Thank you for the Armstrong link. His comments sound plausible. But keep in mind, last year about this time, as I recall, he was forecasting a low in gold to be made by this time period, calling for possible 1000 gold due to the very reasons he now suggests will cause it to fall such as currency turmoil, rapid flow of capital, and large market movements causing investor fear.
He also vigorously advocated Germany was selling or would sell its gold.
Although Indian demand for silver was substantially off during the first quarter as he contends, Indian demand for gold during the second quarter, per WGC, was strong - and presumably so was silver.
Silver could be stored in London as he maintains, but even so, how much of that is available for sale. And, if he is aware of such storage, and publicly proclaiming it, would not every major dealer in silver also be so aware. And if so, why have other analysts such as CPM group not mentioned this in their reports. Conversely, it makes no sense whatsover for silver stocks to be depleting rapidly with Indian demand being off so much during the first quarter and in view of global economic conditions. And the market appears to so deem it has it has fallen significantly despite a reduction in Comex stocks.
Although he claims gold might go to 190, impliedly he also claims it might not.
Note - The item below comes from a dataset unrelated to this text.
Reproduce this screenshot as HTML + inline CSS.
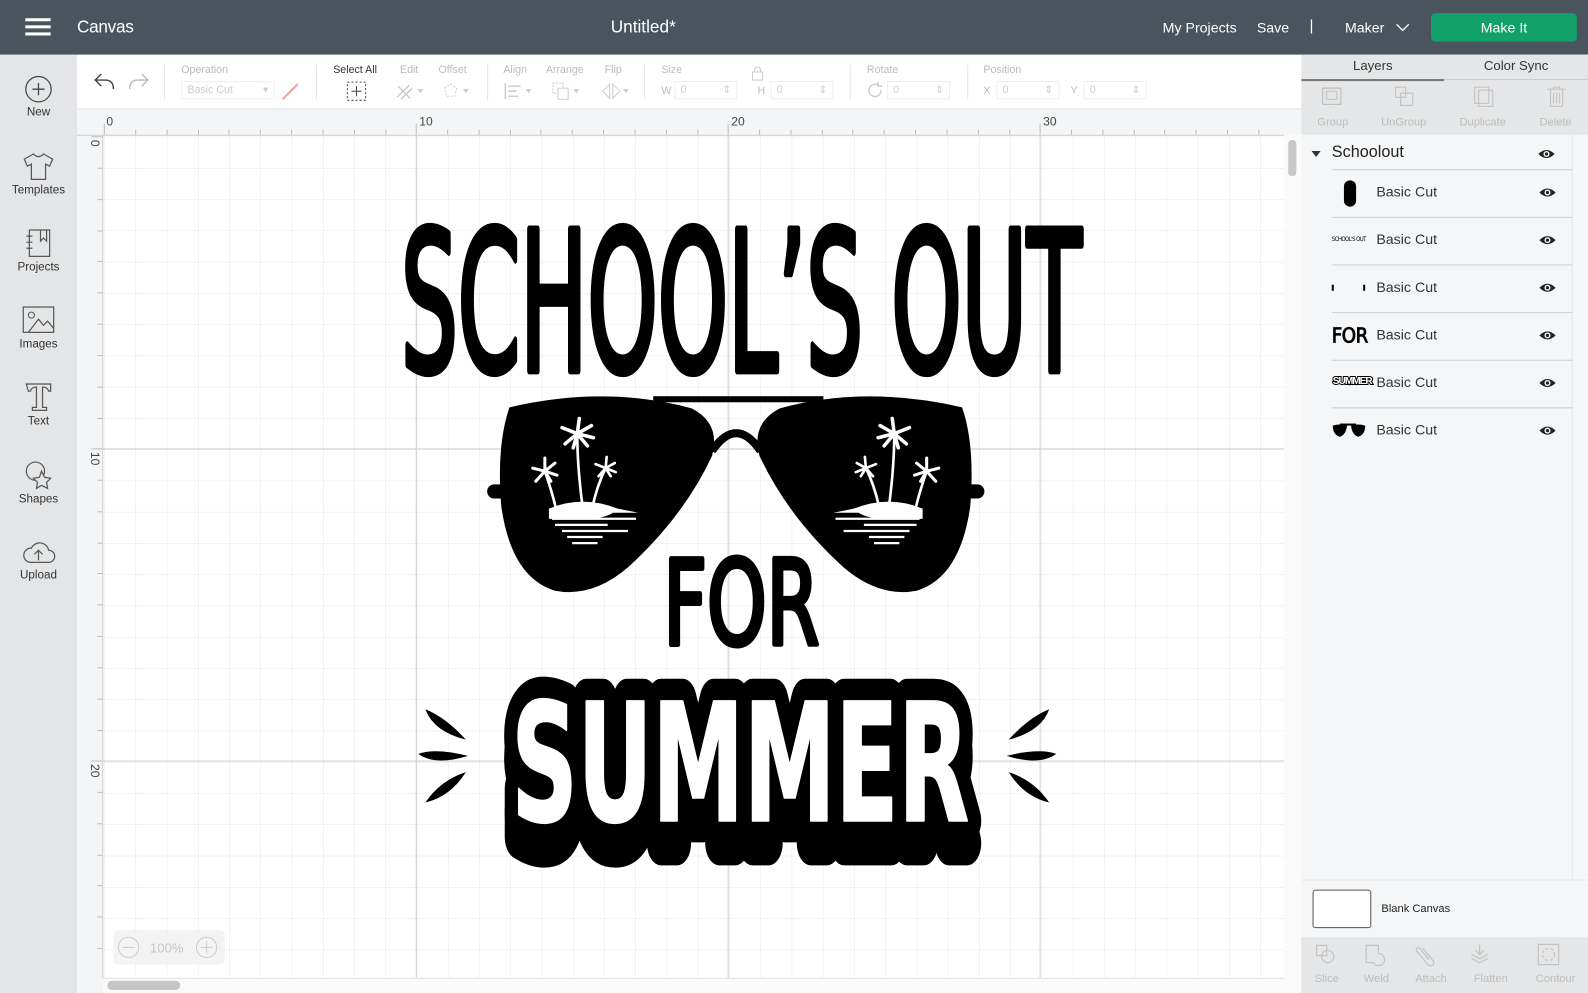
<!DOCTYPE html>
<html><head><meta charset="utf-8"><style>
*{margin:0;padding:0;box-sizing:border-box}
html,body{width:1588px;height:993px;overflow:hidden;background:#fff;font-family:"Liberation Sans",sans-serif}
#w{position:absolute;left:0;top:0;width:1568px;height:980px;transform:scale(1.01276,1.01327);transform-origin:0 0}
.a{position:absolute}
.top{left:0;top:0;width:1568px;height:54px;background:#4a545c;color:#fff}
.side{left:0;top:54px;width:76px;height:926px;background:#e4e5e6}
.si{position:absolute;left:0;width:76px;text-align:center;font-size:11.5px;color:#333}
.si svg{display:block;margin:0 auto 3px}
.tb{left:76px;top:54px;width:1209px;height:54px;background:#fff;border-bottom:1px solid #e2e2e2}
.lb{position:absolute;font-size:10.5px;color:#bbb}
.inp{position:absolute;border:1px solid #eee;height:18px;font-size:10.5px;color:#ccc;padding:2px 5px}
.sep{position:absolute;top:10px;width:1px;height:34px;background:#e5e5e5}
.rp{left:1285px;top:54px;width:283px;height:926px;background:#f5f6f7}
.row{position:absolute;left:1315px;width:238px;height:47px;border-top:1.5px solid #cfd0d1}
.row span{position:absolute;left:44px;top:13px;font-size:14px;color:#333}
.eye{position:absolute;right:16px;top:16px}
.bt{position:absolute;font-size:11px;color:#bdbdbd;text-align:center}
</style></head><body><div id="w">

<div class="a top">
 <div class="a" style="left:25px;top:18px;width:25px;height:3px;background:#fff;box-shadow:0 7px 0 #fff,0 14px 0 #fff"></div>
 <div class="a" style="left:76px;top:17px;font-size:17px;letter-spacing:-0.3px">Canvas</div>
 <div class="a" style="left:603px;top:17px;font-size:17px">Untitled*</div>
 <div class="a" style="left:1148px;top:19px;font-size:14px">My Projects</div>
 <div class="a" style="left:1241px;top:19px;font-size:14px">Save</div>
 <div class="a" style="left:1293px;top:17px;font-size:15px">|</div>
 <div class="a" style="left:1328px;top:19px;font-size:14px">Maker</div>
 <svg class="a" style="left:1378px;top:23px" width="14" height="9"><path d="M1 1l6 6 6-6" stroke="#fff" fill="none" stroke-width="1.3"/></svg>
 <div class="a" style="left:1413px;top:13px;width:144px;height:28px;background:#12a16b;border-radius:4px;text-align:center;line-height:28px;font-size:14px">Make It</div>
</div>

<div class="a side">
 <div class="si" style="top:20px"><svg width="28" height="28"><circle cx="14" cy="14" r="12.5" fill="none" stroke="#444" stroke-width="1.2"/><path d="M14 8v12M8 14h12" stroke="#444" stroke-width="1.3"/></svg>New</div>
 <div class="si" style="top:95px"><svg width="32" height="30"><path d="M11 3l-9 5 3 7 4-2v15h14V13l4 2 3-7-9-5q-5 5-10 0z" fill="none" stroke="#555" stroke-width="1.2"/></svg>Templates</div>
 <div class="si" style="top:171px"><svg width="30" height="30"><rect x="6" y="2" width="20" height="26" fill="none" stroke="#555" stroke-width="1.2"/><path d="M17 2v11l3-3 3 3V2M3 8h6M3 14h6M3 20h6" stroke="#555" fill="none" stroke-width="1.2"/></svg>Projects</div>
 <div class="si" style="top:247px"><svg width="34" height="30"><rect x="2" y="2" width="30" height="25" fill="none" stroke="#555" stroke-width="1.2"/><circle cx="10" cy="10" r="3" fill="none" stroke="#555"/><path d="M7 27l10-13 5 6 4-4 6 7" fill="none" stroke="#555" stroke-width="1.2"/></svg>Images</div>
 <div class="si" style="top:323px"><svg width="30" height="30"><path d="M3 2h24v7h-2q-1-4-6-4v20h4v3H9v-3h4V5q-5 0-6 4H5z" fill="none" stroke="#555" stroke-width="1.2"/></svg>Text</div>
 <div class="si" style="top:400px"><svg width="30" height="30"><circle cx="12" cy="11" r="9" fill="none" stroke="#555" stroke-width="1.2"/><path d="M18 11l3 6 6 1-4 4 1 6-6-3-5 3 1-6-4-4 6-1z" fill="#e4e5e6" stroke="#555" stroke-width="1.2"/></svg>Shapes</div>
 <div class="si" style="top:477px"><svg width="34" height="28"><path d="M9 24h18a6 6 0 0 0 0-12 9 9 0 0 0-17-2 7 7 0 0 0-1 14z" fill="none" stroke="#555" stroke-width="1.2"/><path d="M17 22v-9M13 16l4-4 4 4" fill="none" stroke="#555" stroke-width="1.2"/></svg>Upload</div>
</div>

<div class="a tb">
 <svg class="a" style="left:16px;top:17px" width="22" height="18"><path d="M8 2L2 8l6 6M2 8h10q8 0 8 9" fill="none" stroke="#444" stroke-width="1.4"/></svg>
 <svg class="a" style="left:50px;top:17px" width="22" height="18"><path d="M14 2l6 6-6 6M20 8h-10q-8 0-8 9" fill="none" stroke="#bbb" stroke-width="1.4"/></svg>
 <div class="sep" style="left:86px"></div>
 <div class="lb" style="left:103px;top:9px">Operation</div>
 <div class="inp" style="left:103px;top:26px;width:92px">Basic Cut<span style="float:right">▾</span></div>
 <svg class="a" style="left:200px;top:25px" width="22" height="22"><path d="M3 19L18 4" stroke="#f0a0a0" stroke-width="2"/></svg>
 <div class="sep" style="left:236px"></div>
 <div class="lb" style="left:253px;top:9px;color:#333">Select All</div>
 <svg class="a" style="left:266px;top:26px" width="20" height="20"><rect x="1" y="1" width="18" height="18" fill="none" stroke="#444" stroke-dasharray="2 2"/><path d="M10 5v10M5 10h10" stroke="#444"/></svg>
 <div class="lb" style="left:319px;top:9px">Edit</div>
 <svg class="a" style="left:314px;top:26px" width="30" height="20"><path d="M2 16L14 4M6 18L17 7M3 5l12 12" stroke="#ccc" stroke-width="1.5" fill="none"/><path d="M22 8l3 4 3-4z" fill="#ccc"/></svg>
 <div class="lb" style="left:357px;top:9px">Offset</div>
 <svg class="a" style="left:359px;top:26px" width="30" height="20"><path d="M10 3l6 4-2 8H6L4 7z" fill="none" stroke="#ccc" stroke-dasharray="2 1.5"/><path d="M22 8l3 4 3-4z" fill="#ccc"/></svg>
 <div class="sep" style="left:405px"></div>
 <div class="lb" style="left:421px;top:9px">Align</div>
 <svg class="a" style="left:421px;top:26px" width="30" height="20"><path d="M2 2v16M5 5h12M5 10h8M5 15h10" stroke="#ccc" stroke-width="1.5"/><path d="M22 8l3 4 3-4z" fill="#ccc"/></svg>
 <div class="lb" style="left:463px;top:9px">Arrange</div>
 <svg class="a" style="left:468px;top:26px" width="30" height="20"><rect x="2" y="2" width="10" height="10" fill="none" stroke="#ccc" stroke-dasharray="2 1"/><rect x="7" y="7" width="10" height="11" fill="#fff" stroke="#ccc"/><path d="M22 8l3 4 3-4z" fill="#ccc"/></svg>
 <div class="lb" style="left:521px;top:9px">Flip</div>
 <svg class="a" style="left:517px;top:26px" width="30" height="20"><path d="M9 3v14L2 10zM12 3v14l7-7z" fill="none" stroke="#ccc"/><path d="M22 8l3 4 3-4z" fill="#ccc"/></svg>
 <div class="sep" style="left:560px"></div>
 <div class="lb" style="left:577px;top:9px">Size</div>
 <div class="lb" style="left:577px;top:30px">W</div>
 <div class="inp" style="left:590px;top:26px;width:62px">0<span style="float:right">⇕</span></div>
 <svg class="a" style="left:665px;top:11px" width="14" height="16"><rect x="2" y="6" width="10" height="8" fill="none" stroke="#ccc"/><path d="M4 6V4a3 3 0 0 1 6 0v2" fill="none" stroke="#ccc"/></svg>
 <div class="lb" style="left:672px;top:30px">H</div>
 <div class="inp" style="left:685px;top:26px;width:62px">0<span style="float:right">⇕</span></div>
 <div class="sep" style="left:763px"></div>
 <div class="lb" style="left:780px;top:9px">Rotate</div>
 <svg class="a" style="left:779px;top:26px" width="18" height="18"><path d="M15 9a6 6 0 1 1-3-5M12 1v4h4" fill="none" stroke="#ccc" stroke-width="1.4"/></svg>
 <div class="inp" style="left:800px;top:26px;width:62px">0<span style="float:right">⇕</span></div>
 <div class="sep" style="left:879px"></div>
 <div class="lb" style="left:895px;top:9px">Position</div>
 <div class="lb" style="left:895px;top:30px">X</div>
 <div class="inp" style="left:908px;top:26px;width:62px">0<span style="float:right">⇕</span></div>
 <div class="lb" style="left:981px;top:30px">Y</div>
 <div class="inp" style="left:994px;top:26px;width:62px">0<span style="float:right">⇕</span></div>
</div>

<!-- rulers & canvas -->
<svg class="a" style="left:76px;top:108px" width="1209" height="872">
 <defs>
  <pattern id="g" x="27" y="27" width="30.85" height="30.85" patternUnits="userSpaceOnUse"><path d="M0 0V31M0 0H31" stroke="#e6e6e6" stroke-width="1"/></pattern>
 </defs>
 <rect width="1209" height="872" fill="#fff"/>
 <rect x="25" y="25" width="1167" height="832" fill="url(#g)"/>
 <g stroke="#cfcfcf" stroke-width="1"><path d="M335 25V857M643 25V857M951 25V857M25 335H1192M25 643H1192"/></g>
 <rect x="0" y="0" width="1209" height="25" fill="#f4f5f6"/>
 <rect x="0" y="0" width="25" height="872" fill="#f4f5f6"/>
 <path d="M0 25.5H1192M25.5 25V872" stroke="#ccc"/>
 <g stroke="#bbb"><path d="M58 20V25M89 20V25M120 20V25M150 20V25M181 20V25M212 20V25M243 20V25M274 20V25M305 20V25M366 20V25M397 20V25M428 20V25M458 20V25M489 20V25M520 20V25M551 20V25M582 20V25M613 20V25M674 20V25M705 20V25M736 20V25M766 20V25M797 20V25M828 20V25M859 20V25M890 20V25M921 20V25M982 20V25M1013 20V25M1044 20V25M1074 20V25M1105 20V25M1136 20V25M1167 20V25"/>
 <path d="M20 58H25M20 89H25M20 120H25M20 150H25M20 181H25M20 212H25M20 243H25M20 274H25M20 305H25M20 366H25M20 397H25M20 428H25M20 458H25M20 489H25M20 520H25M20 551H25M20 582H25M20 613H25M20 674H25M20 705H25M20 736H25M20 766H25M20 797H25M20 828H25"/>
 <path d="M27 14V25M335 14V25M643 14V25M951 14V25M14 27H25M14 335H25M14 643H25"/></g>
 <g font-size="12" fill="#444" font-family="Liberation Sans"><text x="29" y="16">0</text><text x="338" y="16">10</text><text x="646" y="16">20</text><text x="954" y="16">30</text>
 <text transform="translate(14,30) rotate(90)">0</text><text transform="translate(14,338) rotate(90)">10</text><text transform="translate(14,646) rotate(90)">20</text></g>
 <rect x="1192" y="25" width="17" height="847" fill="#fafafa"/>
 <rect x="1196" y="30" width="8" height="36" rx="4" fill="#c8c8c8"/>
 <rect x="25" y="857" width="1167" height="15" fill="#fafafa"/><path d="M25 857.5H1192" stroke="#e3e3e3"/>
 <rect x="30" y="860" width="72" height="9" rx="4.5" fill="#c6c6c6"/>
 <rect x="36" y="810" width="110" height="34" rx="5" fill="#f2f2f2" opacity=".9"/>
 <circle cx="51" cy="827" r="10" fill="none" stroke="#ccc"/><path d="M45 827h12" stroke="#ccc"/>
 <circle cx="128" cy="827" r="10" fill="none" stroke="#ccc"/><path d="M122 827h12M128 821v12" stroke="#ccc"/>
 <text x="72" y="832" font-size="13" fill="#c4c4c4">100%</text>
</svg>

<!-- artwork -->
<svg class="a" style="left:0;top:0" width="1568" height="980">
 <g font-family="DejaVu Sans Condensed, DejaVu Sans, sans-serif" stroke-linejoin="round">
  <text x="396" y="366" font-size="192" textLength="672" lengthAdjust="spacingAndGlyphs" fill="#000" stroke="#000" stroke-width="7">SCHOOL’S OUT</text>
  <text x="655" y="636" font-size="116" textLength="154" lengthAdjust="spacingAndGlyphs" fill="#000" stroke="#000" stroke-width="5">FOR</text>
  <g font-weight="bold">
  <text x="505" y="832" font-size="162" textLength="452" lengthAdjust="spacingAndGlyphs" fill="#000" stroke="#000" stroke-width="44">SUMMER</text>
  <text x="505" y="810" font-size="162" textLength="452" lengthAdjust="spacingAndGlyphs" fill="#000" stroke="#000" stroke-width="44">SUMMER</text>
  <text x="505" y="810" font-size="162" textLength="452" lengthAdjust="spacingAndGlyphs" fill="#fff" stroke="#fff" stroke-width="2">SUMMER</text>
  </g>
 </g>
 <!-- glasses -->
 <rect x="645" y="391" width="168" height="6" fill="#000"/>
 <path d="M703 445Q727 410 751 445" fill="none" stroke="#000" stroke-width="8"/>
 <rect x="481" y="478" width="20" height="14" rx="7"/>
 <rect x="952" y="478" width="20" height="14" rx="7"/>
 <path d="M503 402Q598 380 683 403Q712 418 703 450Q675 510 620 560Q585 590 548 583Q505 570 495 500Q490 440 503 402Z" fill="#000"/>
 <path d="M950 402Q855 380 770 403Q741 418 750 450Q778 510 833 560Q868 590 905 583Q948 570 958 500Q963 440 950 402Z" fill="#000"/>
 <g id="palm" fill="#fff" stroke="#fff">
  <path d="M542 502Q575 488 610 502L630 506H605Q600 510 585 512Q560 513 542 512Z" stroke="none"/>
  <path d="M545 512H628M548 518H600M555 524H620M560 530H595M565 536H590" stroke-width="2.2"/>
  <path d="M549 502Q545 485 538 465M575 498Q570 460 570 428M585 500Q590 478 598 462" fill="none" stroke-width="2.6"/>
  <path d="M570 428l-15 -6M570 428l-12 10M570 428l2 -15M570 428l14 -8M570 428l16 4M570 428l10 12M570 428l-4 14" stroke-width="3.5" stroke-linecap="round"/>
  <path d="M538 465l-12 -3M538 465l-9 10M538 465l0 -13M538 465l10 -8M538 465l12 4M538 465l6 10" stroke-width="3" stroke-linecap="round"/>
  <path d="M598 462l-10 -4M598 462l-7 8M598 462l1 -11M598 462l9 -5M598 462l10 4M598 462l5 8" stroke-width="2.6" stroke-linecap="round"/>
 </g>
 <use href="#palm" transform="translate(1453,0) scale(-1,1)"/>
 <!-- splashes -->
 <g fill="#000">
  <path d="M460 730Q440 708 420 700Q428 722 460 730Z"/>
  <path d="M462 746Q430 738 413 744Q430 756 462 746Z"/>
  <path d="M460 762Q435 770 420 792Q445 786 460 762Z"/>
  <path d="M996 730Q1016 708 1036 700Q1028 722 996 730Z"/>
  <path d="M994 746Q1026 738 1043 744Q1026 756 994 746Z"/>
  <path d="M996 762Q1021 770 1036 792Q1011 786 996 762Z"/>
 </g>
</svg>

<!-- right panel -->
<div class="a rp">
 <div class="a" style="left:0;top:0;width:283px;height:79px;background:#e5e6e7"></div>
 <div class="a" style="left:0;top:3px;width:141px;text-align:center;font-size:13px;color:#333">Layers</div>
 <div class="a" style="left:141px;top:3px;width:142px;text-align:center;font-size:13px;color:#333">Color Sync</div>
 <div class="a" style="left:0;top:24px;width:141px;height:2px;background:#777"></div>
 <div class="a" style="left:141px;top:24px;width:142px;height:1px;background:#ccc"></div>
 <svg class="a" style="left:18px;top:30px" width="24" height="22"><rect x="3" y="3" width="18" height="16" fill="none" stroke="#c0c0c0" stroke-width="1.2"/><rect x="7" y="6" width="10" height="8" fill="none" stroke="#c0c0c0"/></svg>
 <svg class="a" style="left:90px;top:30px" width="24" height="22"><rect x="3" y="2" width="10" height="10" fill="none" stroke="#c0c0c0"/><rect x="8" y="8" width="12" height="12" fill="none" stroke="#c0c0c0"/></svg>
 <svg class="a" style="left:168px;top:30px" width="24" height="22"><rect x="3" y="2" width="14" height="16" fill="none" stroke="#c0c0c0"/><rect x="7" y="5" width="14" height="16" fill="none" stroke="#c0c0c0"/></svg>
 <svg class="a" style="left:240px;top:30px" width="24" height="22"><path d="M3 4h18M6 4v17h12V4M9 8v10M12 8v10M15 8v10M9 4V2h6v2" fill="none" stroke="#c0c0c0"/></svg>
 <div class="bt" style="left:0;top:61px;width:62px">Group</div>
 <div class="bt" style="left:70px;top:61px;width:62px">UnGroup</div>
 <div class="bt" style="left:148px;top:61px;width:62px">Duplicate</div>
 <div class="bt" style="left:220px;top:61px;width:62px">Delete</div>
 <div class="a" style="left:0;top:79px;width:268px;height:735px;background:#f5f6f7;border-right:1px solid #e8e8e8"></div>
 <svg class="a" style="left:10px;top:94px" width="10" height="8"><path d="M0 1h9L4.5 7z" fill="#333"/></svg>
 <div class="a" style="left:30px;top:88px;font-size:16px;color:#222">Schoolout</div>
 <svg class="a" style="left:233px;top:92px" width="18" height="12"><path d="M1 6Q9 -2 17 6Q9 14 1 6Z" fill="#222"/><circle cx="9" cy="6" r="3" fill="#f5f6f7"/><circle cx="9" cy="6" r="1.6" fill="#222"/></svg>
 <div class="a" style="left:0;top:814px;width:283px;height:57px;background:#f5f6f7;border-top:1px solid #e5e5e5"></div>
 <div class="a" style="left:11px;top:824px;width:58px;height:38px;background:#fff;border:1px solid #555;border-radius:3px"></div>
 <div class="a" style="left:79px;top:837px;font-size:11px;color:#222">Blank Canvas</div>
 <div class="a" style="left:0;top:871px;width:283px;height:55px;background:#e5e6e7"></div>
 <div class="bt" style="left:8px;top:906px;width:34px">Slice</div>
 <div class="bt" style="left:56px;top:906px;width:36px">Weld</div>
 <div class="bt" style="left:106px;top:906px;width:44px">Attach</div>
 <div class="bt" style="left:164px;top:906px;width:46px">Flatten</div>
 <div class="bt" style="left:226px;top:906px;width:50px">Contour</div>
 <svg class="a" style="left:12px;top:876px" width="270" height="24" fill="none" stroke="#c4c4c4" stroke-width="1.2">
  <rect x="3" y="3" width="10" height="10"/><circle cx="14" cy="14" r="6"/>
  <path d="M52 3h12v8a6 6 0 1 1-5 9h-7z"/>
  <path d="M108 6l10 12a3 3 0 0 1-5 4l-11-13a2 2 0 0 1 3-3l9 11"/>
  <path d="M164 2v10M160 8l4 4 4-4M156 12l8 4 8-4M156 16l8 4 8-4"/>
  <rect x="222" y="2" width="20" height="20"/><circle cx="232" cy="12" r="6" stroke-dasharray="3 2"/>
 </svg>
</div>
<div class="row" style="top:167px"><svg class="a" style="left:8px;top:8px" width="20" height="30"><rect x="4" y="2" width="12" height="26" rx="6" fill="#000"/></svg><span>Basic Cut</span><svg class="eye" width="18" height="12"><path d="M1 6Q9 -2 17 6Q9 14 1 6Z" fill="#222"/><circle cx="9" cy="6" r="3" fill="#f5f6f7"/><circle cx="9" cy="6" r="1.6" fill="#222"/></svg></div>
<div class="row" style="top:214px"><div class="a" style="left:0;top:18px;font-size:6px;letter-spacing:-0.6px;font-family:'DejaVu Sans Condensed',sans-serif">SCHOOL'S OUT</div><span>Basic Cut</span><svg class="eye" width="18" height="12"><path d="M1 6Q9 -2 17 6Q9 14 1 6Z" fill="#222"/><circle cx="9" cy="6" r="3" fill="#f5f6f7"/><circle cx="9" cy="6" r="1.6" fill="#222"/></svg></div>
<div class="row" style="top:261px"><div class="a" style="left:0;top:19px;width:2px;height:6px;background:#000"></div><div class="a" style="left:31px;top:19px;width:2px;height:6px;background:#000"></div><span>Basic Cut</span><svg class="eye" width="18" height="12"><path d="M1 6Q9 -2 17 6Q9 14 1 6Z" fill="#222"/><circle cx="9" cy="6" r="3" fill="#f5f6f7"/><circle cx="9" cy="6" r="1.6" fill="#222"/></svg></div>
<div class="row" style="top:308px"><div class="a" style="left:0;top:10px;font-size:20px;letter-spacing:-0.5px;font-family:'DejaVu Sans Condensed',sans-serif;-webkit-text-stroke:0.8px #000">FOR</div><span>Basic Cut</span><svg class="eye" width="18" height="12"><path d="M1 6Q9 -2 17 6Q9 14 1 6Z" fill="#222"/><circle cx="9" cy="6" r="3" fill="#f5f6f7"/><circle cx="9" cy="6" r="1.6" fill="#222"/></svg></div>
<div class="row" style="top:355px"><div class="a" style="left:1px;top:15px;font-size:10px;font-weight:bold;letter-spacing:-1px;color:#fff;-webkit-text-stroke:2px #000;paint-order:stroke">SUMMER</div><span>Basic Cut</span><svg class="eye" width="18" height="12"><path d="M1 6Q9 -2 17 6Q9 14 1 6Z" fill="#222"/><circle cx="9" cy="6" r="3" fill="#f5f6f7"/><circle cx="9" cy="6" r="1.6" fill="#222"/></svg></div>
<div class="row" style="top:402px"><svg class="a" style="left:0;top:14px" width="34" height="16"><rect x="8" y="1" width="16" height="2"/><path d="M1 3Q8 1 15 3Q14 12 8 14Q1 12 1 3ZM33 3Q26 1 19 3Q20 12 26 14Q33 12 33 3Z"/></svg><span>Basic Cut</span><svg class="eye" width="18" height="12"><path d="M1 6Q9 -2 17 6Q9 14 1 6Z" fill="#222"/><circle cx="9" cy="6" r="3" fill="#f5f6f7"/><circle cx="9" cy="6" r="1.6" fill="#222"/></svg></div>

</div></body></html>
Alhtough he claims that silver might go to 3, impliedly he also claims it might not. The writer thereby places his bets both on the red and the black
However, gold stocks are unfortunately also suggesting that the POG will drop much further before it is over, and a meaningful turn-a-round in price is not yet visible. How much of this is dictated by irrational fear, or by fundamentals remains to be seen. But if it does not soon turn, the POG portends considerable financial distress for the global economy, and in particular for emerging markets and those in which commodities have a strong influence on GDP such as Russia, Australia, Saudia Arabia, Venezuela, Mexico and the list seemingly becomes longer with each passing day. As the currency of these countries is devalued, the more difficult it is for them to pay foreign debt, increasing the risk of default and consequent ouflow of capital to US bonds. If they do default, there is a further risk that the default will spin through the global debt structure like a cancerous growth affecting everyone in its link with contractionary consequences. Which supports his thesis.
The bottom line is that present global fear, the POG, and conditions give support to his arguments which make them all the more plausible. Whether they are in fact correct remains to be seen. Since such views are merely a rehash of what is apparently currently priced in the market, I would be much more receptive to reading a coherent and plausible counter-argument.